As they rumbled into the Bill Moore Tennis Center Monday afternoon, members of the Georgia Tech men’s team looked just as much like a band of brothers as they did a team – if that makes sense.

Guillermo Gomez and Dean O’Brien, the senior roommates from Spain and South Africa, respectively, who have locked down the top and bottom of the Yellow Jackets’ lineup on their blitzkrieg to the NCAA Championships, piled out of a car simultaneously. Up they walked to the building, in they went, and down they schlumpfed a bunch of gear in a heap inside the doorway. After practice, the Yellow Jackets would catch a flight to California, where they’ll play USC Thursday at Stanford.

This will be the Jackets’ first visit to the Championships since 1994, but Monday they looked as though everything was routine. Figures; they’re familiar with one another; there is not a freshman on the squad, and the entire team from a year ago is back and their collective comfort level shows on and off the court.

“Definitely it was nice having everybody the same as last year, but we can’t just rely on past results and say of course we’ll be better,” said junior Kevin King. “I think [chemistry] is very important. Everyone knows that they can trust each other. Each of us is giving it all for each other.”

To some degree, every season as an adventure in trial and error as a college team tennis coach fiddles with his roster and tries different players in different spots. Tech is 21-5 in dual (head-to-head) competition, and King has found a comfort zone playing at No. 3 singles. He’s 19-4 in duals, and 9-1 at No. 3.

Gomez has spent almost his entire career at Tech at No. 1 singles, where this season he is 21-3 in duals. O’Brien, who transferred from Tennessee Tech last year, is 15-2 overall and 11-2 at No. 6 singles. He clinched wins over Georgia earlier in the spring, and on Saturday clinched against Mississippi State.

Eliot Potvin is 14-9 overall, and has found a groove at No. 4 singles, going 7-2 in that spot.

Sophomore Juan Spir, whom Thorne kept calling “Juan-cho” on Monday, has a modest 11-7 mark at No. 2 singles, yet the Colombian has put together one of the top doubles seasons in the nation. He and King are 30-10 together for the school year, 15-6 at No. 1 doubles in duals.

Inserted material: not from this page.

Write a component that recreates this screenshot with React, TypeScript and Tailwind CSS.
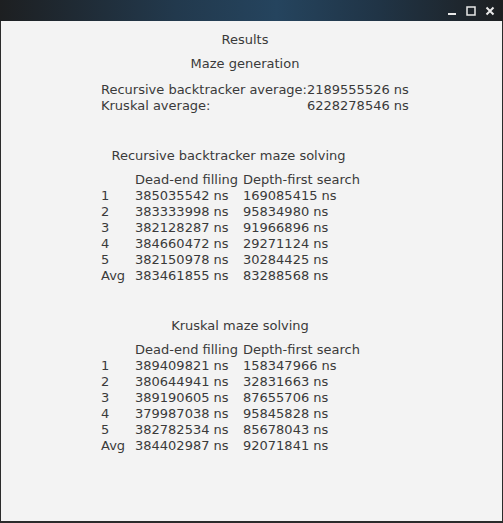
const FONT = { fontFamily: '"DejaVu Sans", "Liberation Sans", sans-serif' };

const RB_ROWS = [
  ["1", "385035542 ns", "169085415 ns"],
  ["2", "383333998 ns", "95834980 ns"],
  ["3", "382128287 ns", "91966896 ns"],
  ["4", "384660472 ns", "29271124 ns"],
  ["5", "382150978 ns", "30284425 ns"],
  ["Avg", "383461855 ns", "83288568 ns"],
];

const KR_ROWS = [
  ["1", "389409821 ns", "158347966 ns"],
  ["2", "380644941 ns", "32831663 ns"],
  ["3", "389190605 ns", "87655706 ns"],
  ["4", "379987038 ns", "95845828 ns"],
  ["5", "382782534 ns", "85678043 ns"],
  ["Avg", "384402987 ns", "92071841 ns"],
];

function SolveTable({ title, rows, titleBox }: { title: string; rows: string[][]; titleBox: string }) {
  return (
    <div className="mt-[34px]">
      <div className={`text-center ${titleBox}`}>{title}</div>
      <div className="mt-[8px] grid grid-cols-[34px_108px_auto] pl-[100px]">
        <div />
        <div className="whitespace-nowrap">Dead-end filling</div>
        <div className="whitespace-nowrap">Depth-first search</div>
        {rows.map(([label, a, b]) => (
          <div key={label} className="contents">
            <div>{label}</div>
            <div className="whitespace-nowrap">{a}</div>
            <div className="whitespace-nowrap">{b}</div>
          </div>
        ))}
      </div>
    </div>
  );
}

export default function App() {
  return (
    <div className="flex h-[523px] w-[503px] flex-col bg-[#2b2b2b]" style={FONT}>
      <div className="flex h-[21px] items-center justify-end gap-[9px] bg-[linear-gradient(90deg,#1d1f21_0%,#22394d_35%,#25445e_55%,#203446_75%,#1d1f21_100%)] pr-[8px]">
        <svg width="10" height="10" viewBox="0 0 10 10">
          <rect x="1" y="7" width="8" height="2" fill="#e8e8e8" />
        </svg>
        <svg width="10" height="10" viewBox="0 0 10 10">
          <rect x="1" y="1" width="8" height="8" fill="none" stroke="#e8e8e8" strokeWidth="1.5" />
        </svg>
        <svg width="10" height="10" viewBox="0 0 10 10">
          <path d="M1.5 1.5 L8.5 8.5 M8.5 1.5 L1.5 8.5" stroke="#e8e8e8" strokeWidth="2" />
        </svg>
      </div>
      <div className="mx-[1px] mb-[2px] flex-1 bg-[#f3f3f3] pt-[11px] text-[13px] leading-[16px] text-[#3a3a3a]">
        <div className="w-[488px] text-center">Results</div>
        <div className="mt-[8px] w-[488px] text-center">Maze generation</div>
        <div className="mt-[10px] grid w-fit grid-cols-[auto_auto] pl-[100px]">
          <div className="whitespace-nowrap">Recursive backtracker average:</div>
          <div className="whitespace-nowrap text-right">2189555526 ns</div>
          <div className="whitespace-nowrap">Kruskal average:</div>
          <div className="whitespace-nowrap text-right">6228278546 ns</div>
        </div>
        <SolveTable title="Recursive backtracker maze solving" rows={RB_ROWS} titleBox="w-[455px]" />
        <SolveTable title="Kruskal maze solving" rows={KR_ROWS} titleBox="w-[478px]" />
      </div>
    </div>
  );
}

Potvin and senior Ryan Smith are 16-5 at No. 2 doubles, and Gomez and O’Brien are 16-2 at No. 3 doubles.

Something fits.

“This year we came together more as a team, and we learned from mistakes,” said Spir, who battled some injuries late in the spring season. “We lost a couple matches where we learned. It’s like it’s a new team; it’s a different feeling. “When you’re on the court you’re by yourself and you have to take care of your business, but it’s good to have the team backing you up. In college, you have to be close. Dean has stepped up. I think we have one of the best No. 6 players in the country, I think. We have a very deep lineup.”

The deeper a lineup, the less players have to press. The more confidence players have in teammates, the less they pressure themselves into thinking they have to win. It’s a collective deal. When they get along like brothers on and off court, it helps. “I think it’s very important,” King said. “veryone knows that they can trust each other. Each of us is giving it all for each other. It definitely takes some pressure off each person knowing that we can win at all six spots. That helps us play our own games.”